In only his second screenplay credit, screenwriter Zak Olkewicz executes Bullet Train, an adaptation of a novel by Kōtarō Isaka, with an eye toward mimicking a lot of different styles. The gangsters with heavy British accents who can't stop chatting and engaging in non-linear digressions immediately evokes the works of Guy Ritchie. Meanwhile, lots of the wry dialogue evokes the style of comedy from Deadpool 2 (among other contemporary superhero movies), which shares director David Leitch with Bullet Train. Obviously, it's never inherently bad to make something that owes a debt to older pieces of cinema. Every movie is working in the shadow of older features, you can never divorce the medium's present from its past.

But Bullet Train would be better if its swirling storm of influences resulted in a mega-entertaining standalone film rather than something that constantly reminds you of other motion pictures. Part of the problem is that it's never quite as dangerous or innovative as it needs to be. Bullet Train thinks of itself as wildly unpredictable, yet the plot ends up resorting to dead wives to motivate characters so often that I half-expected this to culminate in a big final gag involving Christopher Nolan. The two big celebrity cameos have been done better with the same actors elsewhere, the barrage of needle drops (particularly a climactic use of "Holding Out for a Hero") aren't especially imaginative, while several gags (like a moment where Ladybug comments on how "weeeeeiiiirrrd" Japanese toilets are) feel about as stale as milk left out in the sun. The self-aware comedy and atmosphere of Bullet Train suggest something that's too hip to be predictable. Unfortunately, Olkewicz's script indulges in too many trite elements to be truly subversive.

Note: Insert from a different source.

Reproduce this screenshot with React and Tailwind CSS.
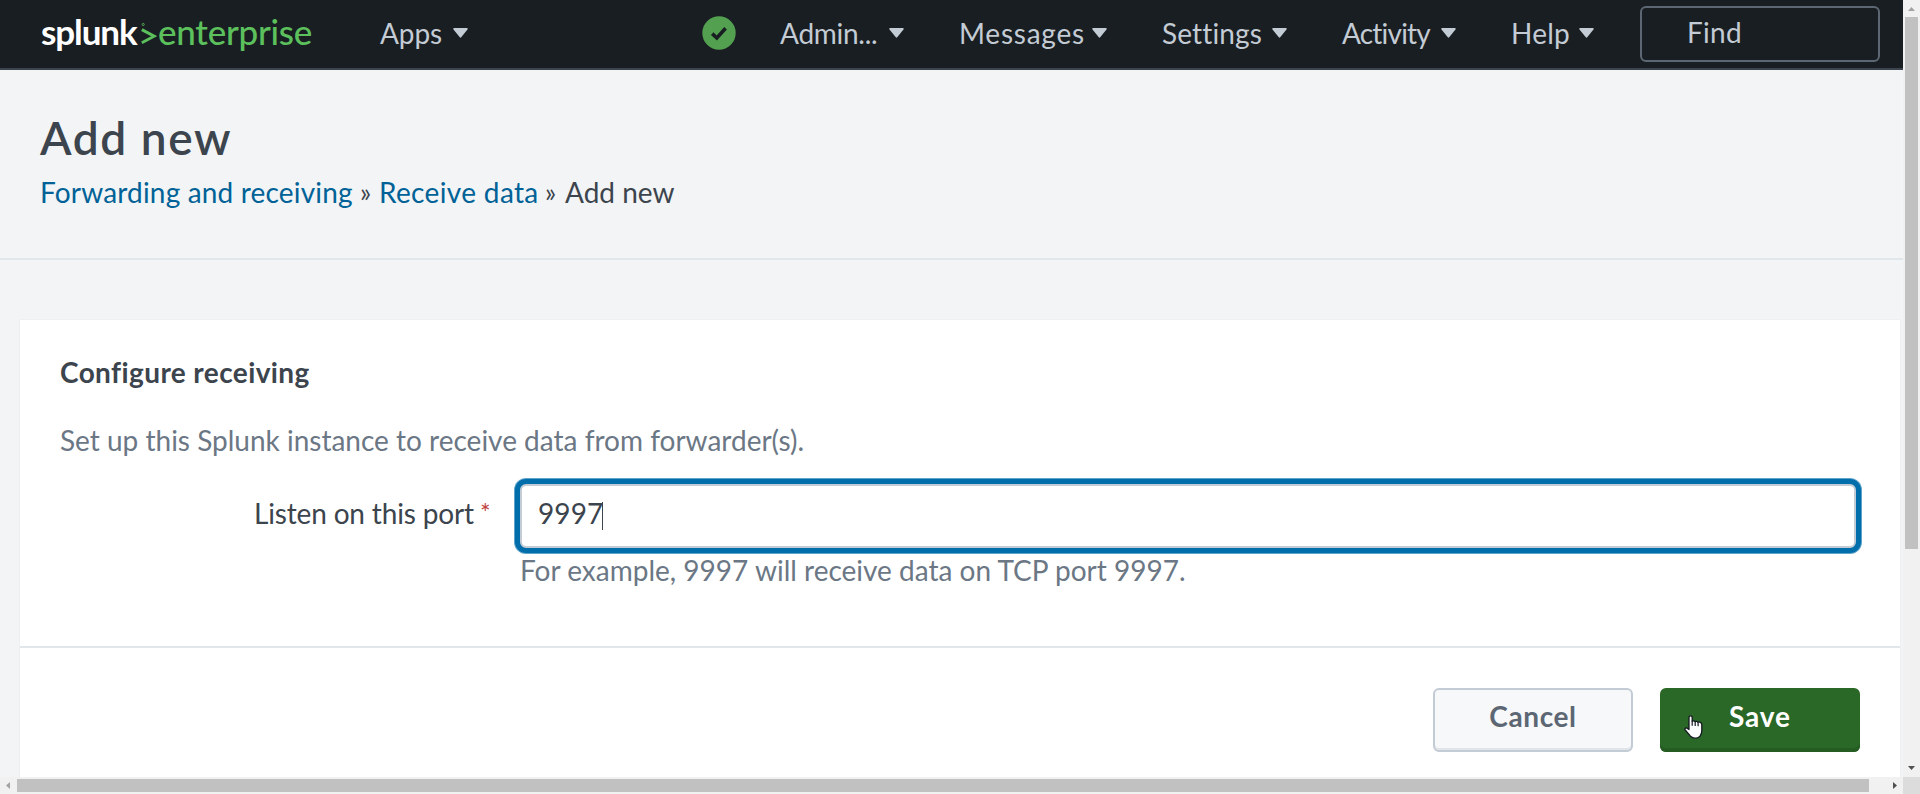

The screenplay also runs way too long at 127 minutes, a tighter 80-minute edit would've made the familiarity of the proceedings significantly more forgivable. It also has to be said that, yes, Bullet Train does not do right by its Japanese characters, reducing three of its four most notable depictions of people from Japan to a mean conductor, a car attendant who has maybe two lines, and poor Andrew Koji being held for ransom. This is already a disappointing choice on its face, but it's especially weird since Kimura and his father, The Elder (Hiroyuki Sanada), feel like they should be the leads of the movie. They're the characters with the most emotional stakes in the plot, most rooted in the central backdrop, and both Koji and Sanada are enormously charismatic. Bullet Train isn't a mixed bag because it isn't that alternate movie, but it's rarely a good sign when a summer blockbuster has you thinking about alternate cuts that could've been superior.

Despite all these complaints, Bullet Train, believe it or not, still registered as a perfectly fine distraction for me, at least in the theater. The movie does what it says on the tin in terms of putting a lot of big-name actors playing people with violent tendencies into one cramped train and it often works decently in that regard. The film especially works well when it dials back the dialogue and relies on physicality and visual humor to carry the day. A skirmish between Ladybug and Lemon in a quiet car has some fun sight gags, for instance, while a character's comically accidental death by way of a briefcase is dark but highly amusing. The R-rating also allows for some enjoyably over-the-top demise, with our hero's lack of a gun meaning they have to come from much more creative places than just a bullet to the head. My personal favorite? One goon that just gets pulverized while trying to attack one of the heroes on the roof of the train.

The actors deserve much of the credit for making this material largely diverting, especially since director David Leitch doesn't bring his eye for incredible fight choreography like he did on John Wick and Atomic Blonde. Brad Pitt sometimes struck me as a bit miscast, but his extensive experience playing chilled dudes serves him well in someone trying to find inner peace among a steadily growing pile of corpses. Brian Tyree Henry stands out as the best of the ensemble cast, though, as Lemon, which shouldn't be a surprise given that Henry has managed to deliver the best performances in everything from If Beale Street Could Talk to Spider-Man: Into the Spider-Verse. He's a lot of fun on his own, but Henry also excels in his scenes with Aaron Taylor-Johnson (hey, he's a lot of fun here too, good for him). The duo has an entertaining rapport that manages to work even when the script's dialogue beats Lemon's initially humorous fixation on Thomas the Tank Engine to death. 

Bullet Train has its charms and serves as a good acting showcase for the likes of Brian Tyree Henry and Hiroyuki Sanada. As something to watch in August that'll get you out of the heat for two hours, you could do worse. Unfortunately, it's also a heavily derivative exercise, one whose gags and action beats feel too familiar to be as shocking as they should be. With so much talent assembled, you'd think there would be more creative sparks flying. I can't say I didn't have a decent time while I was in the theater with Bullet Train, but it's also not a ride I'll remember long into the future.